* start Dataset extract *
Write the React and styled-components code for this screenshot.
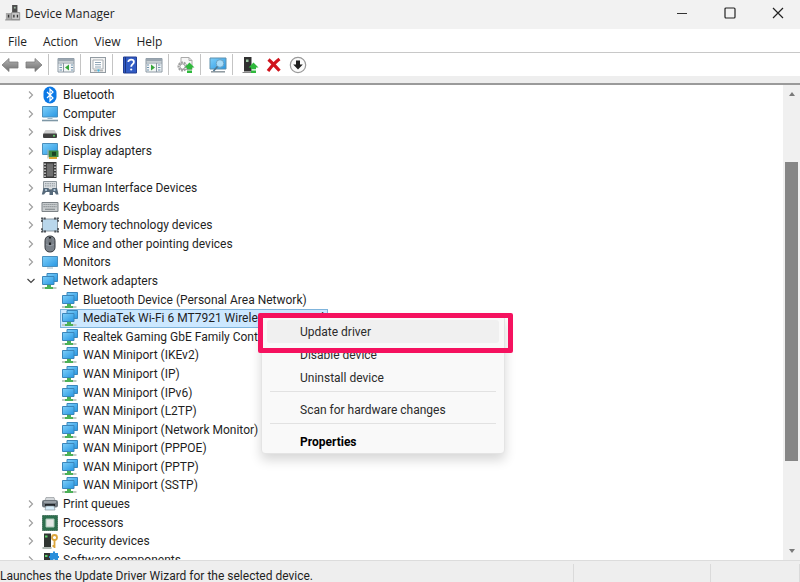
import React from 'react'
import styled, { createGlobalStyle, css } from 'styled-components'

const GlobalStyle = createGlobalStyle`
    * {
        box-sizing: border-box;
    }

    body {
        margin: 0;
        font-family: Roboto, 'Open Sans', 'Liberation Sans', sans-serif;
        font-size: 12px;
        color: #1f1f1f;
    }

    button {
        font: inherit;
        color: inherit;
        border: 0;
        padding: 0;
        background: none;
    }
`;

const Window = styled.div`
    position: relative;
    display: flex;
    flex-direction: column;
    height: 100vh;
    overflow: hidden;
    background-color: #ffffff;
`;

const TitleBar = styled.header`
    display: flex;
    align-items: center;
    flex-shrink: 0;
    height: 29px;
    padding: 0 0 3px 5px;
    background-color: #f2f2f2;
`;

const Title = styled.h1`
    flex: 1;
    margin: 0 0 0 4px;
    font-family: 'Open Sans', 'Noto Sans', sans-serif;
    font-size: 12px;
    font-weight: 400;
`;

const CaptionButton = styled.button`
    display: flex;
    align-items: center;
    justify-content: center;
    width: 48px;
    height: 26px;
`;

const CaptionButtons = styled.div`
    display: flex;
    margin-right: -2px;
`;

const MenuBar = styled.nav`
    display: flex;
    align-items: center;
    flex-shrink: 0;
    gap: 16px;
    height: 24px;
    padding: 1px 8px 0;
    font-family: 'Open Sans', 'Noto Sans', sans-serif;
    border-bottom: 1px solid #c8c8c8;
`;

const ToolBar = styled.div`
    display: flex;
    align-items: center;
    flex-shrink: 0;
    gap: 4px;
    height: 23px;
`;

const ToolButton = styled.button`
    display: flex;
    align-items: center;
    justify-content: center;
    width: 20px;
    height: 20px;
`;

const ToolDivider = styled.div`
    width: 1px;
    height: 21px;
    margin-right: 3px;
    background-color: #c4c4c4;
`;

const ToolEdge = styled.div`
    flex-shrink: 0;
    height: 9px;
    background-color: #eeeeee;
    border-bottom: 2px solid #9a9a9a;
`;

const Content = styled.main`
    display: flex;
    flex: 1;
    min-height: 0;
`;

const TreePane = styled.div`
    flex: 1;
    min-width: 0;
    overflow: hidden;
`;

const Tree = styled.ul`
    display: grid;
    grid-auto-rows: 1fr;
    justify-items: start;
    height: calc(100% + 9px);
    margin: 0;
    padding: 1px 0 0 24px;
    list-style: none;
`;

const TreeRow = styled.li`
    display: flex;
    align-items: center;
    gap: 4px;
    padding: 0 4px 0 1px;
    line-height: 16px;
    white-space: nowrap;
    margin-left: ${({ $child }) => ($child ? '36px' : '0')};

    ${({ $selected }) => $selected && css`
        background-color: #cce8ff;
        box-shadow: inset 0 0 0 1px #7fb4dc;
    `}
`;

const Expander = styled.button`
    display: flex;
    width: 12px;
    height: 12px;
`;

const ScrollBar = styled.div`
    display: flex;
    flex-direction: column;
    align-items: center;
    width: 17px;
    padding: 3px 0;
    background-color: #f0f0f0;
`;

const ScrollButton = styled.button`
    display: flex;
    align-items: center;
    justify-content: center;
    width: 12px;
    height: 12px;
`;

const ScrollTrack = styled.div`
    display: flex;
    flex-direction: column;
    flex: 1;
    width: 13px;
`;

const ScrollSpace = styled.div`
    flex: ${({ $size }) => $size};
`;

const ScrollThumb = styled.div`
    flex: 300;
    background-color: #868686;
`;

const StatusBar = styled.footer`
    display: flex;
    flex-shrink: 0;
    height: 22px;
    padding-top: 3px;
    background-color: #eeeeee;
    border-top: 1px solid #dcdcdc;
`;

const StatusCell = styled.div`
    flex: ${({ $size }) => $size};
    min-width: 0;
    line-height: 24px;
    white-space: nowrap;
    border-right: 1px solid #dadada;
`;

const ContextMenu = styled.div`
    position: absolute;
    top: 315px;
    left: 261px;
    width: 244px;
    padding: 4px 5px 0;
    background-color: #f9f9f9;
    border: 1px solid #e4e4e4;
    border-radius: 4px;
    box-shadow: 0 6px 12px rgba(0, 0, 0, 0.16);
`;

const MenuItem = styled.button`
    display: block;
    width: 100%;
    height: 23px;
    padding-left: 33px;
    text-align: left;
    border-radius: 3px;
    font-weight: ${({ $bold }) => ($bold ? 700 : 400)};
    color: ${({ $bold }) => ($bold ? '#000000' : '#2b2b2b')};
    background-color: ${({ $active }) => ($active ? '#f0f0f0' : 'transparent')};
`;

const MenuSeparator = styled.hr`
    margin: 2px 3px 6px;
    border: 0;
    border-top: 1px solid #e2e2e2;
`;

const Highlight = styled.div`
    position: absolute;
    top: -3px;
    left: -4px;
    right: -9px;
    height: 40px;
    border: 5px solid #f5125f;
    border-radius: 2px;
    pointer-events: none;
`;

const Icon = ({ size = 18, children }) => (
    <svg width={size} height={size} viewBox="0 0 18 18" fill="none" aria-hidden="true">
        {children}
    </svg>
)

const Defs = () => (
    <svg width="0" height="0" style={{ position: 'absolute' }} aria-hidden="true">
        <defs>
            <linearGradient id="screen" x1="0" y1="0" x2="1" y2="1">
                <stop offset="0" stopColor="#7fd0fa" />
                <stop offset="1" stopColor="#2796e2" />
            </linearGradient>
            <linearGradient id="steel" x1="0" y1="0" x2="0" y2="1">
                <stop offset="0" stopColor="#b4b4b4" />
                <stop offset="1" stopColor="#6e6e6e" />
            </linearGradient>
        </defs>
    </svg>
)

const GreenUp = () => (
    <path d="M12.500 6.500l5 5h-2.500v1.800h-5v-1.800H7.500zM10 14.500h5v2.500h-5z" fill="#2fb83c" />
)

const icons = {
    app: (
        <>
            <path d="M8 0h6v9H8z" fill="#4c4c4c" />
            <path d="M10 2h2v2h-2z" fill="#9fb7a4" />
            <path d="M1 9h7v8H1z" fill="#a9a9a9" />
            <path d="M7.500 8.500h9v8h-9z" fill="#c9c9c9" stroke="#8b8b8b" />
            <path d="M4 11v3M10 11v3M14 11v3" stroke="#333333" strokeWidth="1.500" />
            <path d="M0 16.800h17" stroke="#8b8b8b" />
        </>
    ),
    bluetooth: (
        <>
            <rect x="2.500" y=".5" width="13" height="17" rx="6.500" fill="#0a78e6" />
            <path d="M6 6l6 6-3 2.800V3.200L12 6l-6 6" stroke="#ffffff" strokeWidth="1.200" />
        </>
    ),
    computer: (
        <>
            <path d="M1.500 1.500h15v10.500h-15z" fill="url(#screen)" stroke="#4a8fbd" />
            <path d="M6.500 13.500h5" stroke="#9ab6c8" />
            <path d="M1 15.500h16" stroke="#7e97a6" strokeWidth="1.600" />
        </>
    ),
    disk: (
        <>
            <path d="M4.500 7h9l2.500 4H2z" fill="#cfcfcf" />
            <rect x="2" y="10.500" width="14" height="4.500" rx="1" fill="#404040" />
            <circle cx="13" cy="12.800" r="1" fill="#64d66a" />
        </>
    ),
    display: (
        <>
            <path d="M1.500 1.500h15v11h-15z" fill="url(#screen)" stroke="#4a8fbd" />
            <path d="M7.500 8.500h10v6.500h-10z" fill="#3d8a42" />
            <rect x="11" y="9.800" width="4" height="4" fill="#1c4423" />
            <path d="M8 16h8" stroke="#d6a833" strokeWidth="2" />
            <path d="M7 7.500v9" stroke="#a7b1a2" />
        </>
    ),
    firmware: (
        <>
            <path d="M2.500 1h13v16h-13z" fill="#393939" />
            <path d="M5.800 2.500h6.400v13H5.800z" fill="#6f6f6f" />
            <path d="M4 2.500v14M14 2.500v14" stroke="#e8e8e8" strokeWidth="1.400" strokeDasharray="1.500 1.500" />
        </>
    ),
    hid: (
        <>
            <path d="M2.500 2.500h13v8h-13z" fill="#d8dcdf" stroke="#8e979d" />
            <path d="M4 4.700h10M4 6.900h10" stroke="#8e979d" strokeDasharray="1.500 .8" />
            <path d="M2.500 9h5l1 2h2l1-2h4.500l1.500 6.500h-2.500l-1.500-2.500h-1.500v3H8.500v-3H5l-2 2.500H.8z" fill="#56697a" />
            <circle cx="5" cy="11" r="1.100" fill="#bcd3e4" />
            <circle cx="13.500" cy="11" r="1.100" fill="#bcd3e4" />
        </>
    ),
    keyboard: (
        <>
            <path d="M1 4.500h16v9H1z" fill="#c8ccce" stroke="#7d8387" />
            <path d="M2.500 6.500h13M2.500 8.700h13" stroke="#8b9195" strokeWidth="1.200" strokeDasharray="1.300 .7" />
            <path d="M4 11.300h10" stroke="#8b9195" strokeWidth="1.200" />
        </>
    ),
    memory: (
        <>
            <rect x="1.500" y="3" width="15" height="12" fill="#b9d7ec" stroke="#8c9aa4" />
            <path d="M1 6V2.500h4M13 2.500h4V6M17 12v3.500h-4M5 15.500H1V12" stroke="#4e545a" strokeWidth="1.800" strokeDasharray="2 .6" />
        </>
    ),
    mouse: (
        <>
            <rect x="4" y="1" width="10" height="16" rx="4.500" fill="#7b828a" stroke="#33373c" />
            <path d="M9 2v8" stroke="#202327" strokeWidth="2.200" />
            <path d="M9 3.500v4" stroke="#c4cbd2" />
            <path d="M5 9.500q4 2.500 8 0" stroke="#a4abb3" strokeWidth=".7" />
        </>
    ),
    monitor: (
        <>
            <path d="M1.500 3.500h15v10h-15z" fill="url(#screen)" stroke="#4a8fbd" />
            <path d="M6 15h6" stroke="#9ab6c8" />
        </>
    ),
    network: (
        <>
            <path d="M6 1.500h10.500v8H6z" fill="url(#screen)" stroke="#3b86bb" />
            <path d="M1.500 4.500h11.500v8H1.500z" fill="url(#screen)" stroke="#3b86bb" />
            <path d="M8 13v3" stroke="#4cb157" strokeWidth="4" />
            <path d="M1 16h14.500" stroke="#c1cbc3" strokeWidth="2" />
            <path d="M4 16h8" stroke="#4cb157" strokeWidth="2" />
        </>
    ),
    printer: (
        <>
            <path d="M5 2.500h8l1 3H4z" fill="#d3d7da" stroke="#868c91" strokeWidth=".6" />
            <rect x="1" y="5" width="16" height="7.500" rx="2" fill="#6e767d" />
            <path d="M3 7h12" stroke="#c3c9ce" />
            <path d="M4 9h10v2H4z" fill="#23272b" />
            <path d="M5 11h8l1 4H4z" fill="#d7edfa" stroke="#7b868e" strokeWidth=".6" />
        </>
    ),
    processor: (
        <>
            <path d="M1.500 1.500h15v15h-15z" fill="#2e6f4e" stroke="#24583e" strokeDasharray="1.200 .8" />
            <path d="M5 5h8v8H5z" fill="#e4e7e5" stroke="#a9c9b6" />
        </>
    ),
    security: (
        <>
            <path d="M3 1.500h7V15H3z" fill="#303532" />
            <path d="M4 3.500h2.500v2H4z" fill="#5dd06a" />
            <path d="M1.500 16h9" stroke="#96a09a" strokeWidth="1.500" />
            <circle cx="13.500" cy="5.500" r="2.500" stroke="#dba53b" strokeWidth="1.800" />
            <path d="M13.500 8v8M13.500 14h-2" stroke="#dba53b" strokeWidth="1.800" />
        </>
    ),
    software: (
        <>
            <path d="M3 2h7v14H3z" fill="#303532" />
            <path d="M4 4h2.500v2H4z" fill="#5dd06a" />
            <path d="M9 2h3V.5h2V2h3v3h1v2h-1v3h-3V8.500h-2V10H9V7H8V5h1z" fill="#2a8fdb" />
        </>
    ),
    back: <path d="M1 9l7-6.500v3.500h9v6H8v3.500z" fill="url(#steel)" stroke="#7b7b7b" strokeWidth=".8" />,
    forward: <path d="M17 9l-7-6.500v3.500H1v6h9v3.500z" fill="url(#steel)" stroke="#7b7b7b" strokeWidth=".8" />,
    treeView: (
        <>
            <path d="M1 2.500h16v13.500H1z" fill="#f3f5f6" stroke="#8b98a3" />
            <path d="M1 4h16" stroke="#9aa6b0" strokeWidth="3" />
            <path d="M1 7h16M6.500 7v9" stroke="#8b98a3" />
            <path d="M2.500 9h2.500M2.500 11.500h2.500M2.500 14h2.500M14 9h2M14 11.500h2M14 14h2" stroke="#6f94b0" />
            <path d="M12 8.500v6L8 11.500z" fill="#35a63a" />
        </>
    ),
    properties: (
        <>
            <rect x="1.500" y="1.500" width="15" height="15" fill="#f1f1f1" stroke="#929ba2" />
            <path d="M4 4h10v9H4z" fill="#ffffff" stroke="#a9b0b5" />
            <path d="M6 6.500h6M6 8.700h6M6 11h6" stroke="#8da3b4" />
            <path d="M5 14.800h3M11 14.800h3" stroke="#9b9b9b" />
            <circle cx="9.500" cy="14.500" r="1.200" fill="#4ab5dc" />
        </>
    ),
    help: (
        <>
            <path d="M2.500 1h13v16h-13z" fill="#315bc4" stroke="#233f93" />
            <path d="M4.500 1v16" stroke="#1c367f" />
            <path d="M7.300 6c0-3.200 5.600-3 5.600 0 0 2.200-2.700 2.100-2.700 4.800" stroke="#ffffff" strokeWidth="1.800" />
            <circle cx="10.200" cy="13.500" r="1.100" fill="#ffffff" />
        </>
    ),
    actionPane: (
        <>
            <path d="M1 2.500h16v13.500H1z" fill="#f3f5f6" stroke="#8b98a3" />
            <path d="M1 4h16" stroke="#9aa6b0" strokeWidth="3" />
            <path d="M1 7h16M11.500 7v9" stroke="#8b98a3" />
            <path d="M13 9h2.500M13 11.500h2.500M13 14h2.500M2 9h2M2 11.500h2M2 14h2" stroke="#6f94b0" />
            <path d="M6 8.500v6l4-3z" fill="#35a63a" />
        </>
    ),
    scan: (
        <>
            <path d="M4 1.500h8l3 3v9H4z" fill="#f6f6f6" stroke="#aaaaaa" />
            <path d="M12 1.500v3h3" stroke="#aaaaaa" />
            <circle cx="5.500" cy="10.500" r="4" stroke="#a0a0a0" strokeWidth="2" strokeDasharray="2 .8" />
            <circle cx="5.500" cy="10.500" r="2.600" stroke="#9a9a9a" fill="#ffffff" />
            <GreenUp />
        </>
    ),
    remoteScreen: (
        <>
            <path d="M1 2h16v11H1z" fill="url(#screen)" stroke="#5f90ad" />
            <path d="M2 15.800h14" stroke="#8d979d" strokeWidth="1.500" />
            <circle cx="11" cy="7.500" r="3.800" fill="#a9dcf8" stroke="#6ba2c2" />
            <path d="M8.500 10.500L4.500 15" stroke="#4d7590" strokeWidth="1.600" />
        </>
    ),
    updateDriver: (
        <>
            <path d="M3 1h7.500v14.500H3z" fill="#303030" />
            <path d="M5 3.500h2.500v2.500H5z" fill="#9cc7a2" />
            <path d="M1.500 16.500h9" stroke="#888888" />
            <GreenUp />
        </>
    ),
    uninstall: <path d="M3.500 3.500Q8 7.500 14.500 14.800M14.500 3Q9 7 3 15" stroke="#d0141d" strokeWidth="3.200" />,
    disable: (
        <>
            <circle cx="9" cy="9" r="7.700" fill="#fbfbfb" stroke="#9a9a9a" strokeWidth="1.200" />
            <path d="M7 4.500h4v4h2.800L9 13.500 4.200 8.500H7z" fill="#1f1f1f" />
        </>
    ),
}

const toolGroups = [
    [['back', 'Back'], ['forward', 'Forward']],
    [['treeView', 'Show/Hide Console Tree']],
    [['properties', 'Properties']],
    [['help', 'Help'], ['actionPane', 'Show/Hide Action Pane']],
    [['scan', 'Scan for hardware changes']],
    [['remoteScreen', 'Add drivers']],
    [['updateDriver', 'Update driver'], ['uninstall', 'Uninstall device'], ['disable', 'Disable device']],
]

const devices = [
    { icon: 'bluetooth', name: 'Bluetooth' },
    { icon: 'computer', name: 'Computer' },
    { icon: 'disk', name: 'Disk drives' },
    { icon: 'display', name: 'Display adapters' },
    { icon: 'firmware', name: 'Firmware' },
    { icon: 'hid', name: 'Human Interface Devices' },
    { icon: 'keyboard', name: 'Keyboards' },
    { icon: 'memory', name: 'Memory technology devices' },
    { icon: 'mouse', name: 'Mice and other pointing devices' },
    { icon: 'monitor', name: 'Monitors' },
    { icon: 'network', name: 'Network adapters', open: true },
    { icon: 'network', name: 'Bluetooth Device (Personal Area Network)', child: true },
    { icon: 'network', name: 'MediaTek Wi-Fi 6 MT7921 Wireless LAN Card', child: true, selected: true },
    { icon: 'network', name: 'Realtek Gaming GbE Family Controller', child: true },
    { icon: 'network', name: 'WAN Miniport (IKEv2)', child: true },
    { icon: 'network', name: 'WAN Miniport (IP)', child: true },
    { icon: 'network', name: 'WAN Miniport (IPv6)', child: true },
    { icon: 'network', name: 'WAN Miniport (L2TP)', child: true },
    { icon: 'network', name: 'WAN Miniport (Network Monitor)', child: true },
    { icon: 'network', name: 'WAN Miniport (PPPOE)', child: true },
    { icon: 'network', name: 'WAN Miniport (PPTP)', child: true },
    { icon: 'network', name: 'WAN Miniport (SSTP)', child: true },
    { icon: 'printer', name: 'Print queues' },
    { icon: 'processor', name: 'Processors' },
    { icon: 'security', name: 'Security devices' },
    { icon: 'software', name: 'Software components' },
]

const Chevron = ({ open }) => (
    <svg width="12" height="12" viewBox="0 0 12 12" fill="none" aria-hidden="true">
        <path
            d={open ? 'M2.500 4l3.500 3.500L9.500 4' : 'M4 2.500l3.500 3.500L4 9.500'}
            stroke={open ? '#444444' : '#a0a0a0'}
            strokeWidth="1.200"
        />
    </svg>
)

const DeviceTree = () => (
    <Tree role="tree" aria-label="Devices">
        {devices.map(({ icon, name, open, child, selected }) => (
            <TreeRow
                key={name}
                role="treeitem"
                aria-level={child ? 2 : 1}
                aria-selected={!!selected}
                $child={child}
                $selected={selected}
            >
                {!child && (
                    <Expander aria-label={`Expand ${name}`} aria-expanded={!!open}>
                        <Chevron open={open} />
                    </Expander>
                )}
                <Icon>{icons[icon]}</Icon>
                <span>{name}</span>
            </TreeRow>
        ))}
    </Tree>
)

export default function App() {

  return (
    <Window>
        <GlobalStyle />
        <Defs />
        <TitleBar>
            <Icon size={16}>{icons.app}</Icon>
            <Title>Device Manager</Title>
            <CaptionButtons>
                <CaptionButton aria-label="Minimize">
                    <svg width="12" height="12" stroke="#333333"><path d="M1 6.500h10" /></svg>
                </CaptionButton>
                <CaptionButton aria-label="Maximize">
                    <svg width="12" height="12" fill="none" stroke="#222222" strokeWidth="1.200">
                        <rect x="1" y="1" width="10" height="10" rx="1" />
                    </svg>
                </CaptionButton>
                <CaptionButton aria-label="Close">
                    <svg width="12" height="12" stroke="#222222" strokeWidth="1.200"><path d="M1 1l10 10M11 1L1 11" /></svg>
                </CaptionButton>
            </CaptionButtons>
        </TitleBar>
        <MenuBar>
            <button>File</button>
            <button>Action</button>
            <button>View</button>
            <button>Help</button>
        </MenuBar>
        <ToolBar role="toolbar">
            {toolGroups.map((group, i) => (
                <React.Fragment key={i}>
                    {i > 0 && <ToolDivider />}
                    {group.map(([icon, label]) => (
                        <ToolButton key={icon} aria-label={label}>
                            <Icon>{icons[icon]}</Icon>
                        </ToolButton>
                    ))}
                </React.Fragment>
            ))}
        </ToolBar>
        <ToolEdge />
        <Content>
            <TreePane>
                <DeviceTree />
            </TreePane>
            <ScrollBar>
                <ScrollButton aria-label="Scroll up">
                    <svg width="8" height="8"><path d="M1 6h6L4 2z" fill="#7a7a7a" /></svg>
                </ScrollButton>
                <ScrollTrack>
                    <ScrollSpace $size={62} />
                    <ScrollThumb />
                    <ScrollSpace $size={84} />
                </ScrollTrack>
                <ScrollButton aria-label="Scroll down">
                    <svg width="8" height="8"><path d="M1 2h6L4 6z" fill="#7a7a7a" /></svg>
                </ScrollButton>
            </ScrollBar>
        </Content>
        <StatusBar>
            <StatusCell $size={575}>Launches the Update Driver Wizard for the selected device.</StatusCell>
            <StatusCell $size={137} />
            <StatusCell $size={88} />
        </StatusBar>
        <ContextMenu role="menu">
            <MenuItem role="menuitem" $active>Update driver</MenuItem>
            <MenuItem role="menuitem">Disable device</MenuItem>
            <MenuItem role="menuitem">Uninstall device</MenuItem>
            <MenuSeparator />
            <MenuItem role="menuitem">Scan for hardware changes</MenuItem>
            <MenuSeparator />
            <MenuItem role="menuitem" $bold>Properties</MenuItem>
            <Highlight />
        </ContextMenu>
    </Window>
  )
}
* end Dataset extract *
= Given request =
Show the lines that mention the word "components".

= Task answer =
Write the React and styled-components code for this screenshot.
import styled, { createGlobalStyle, css } from 'styled-components'
    { icon: 'software', name: 'Software components' },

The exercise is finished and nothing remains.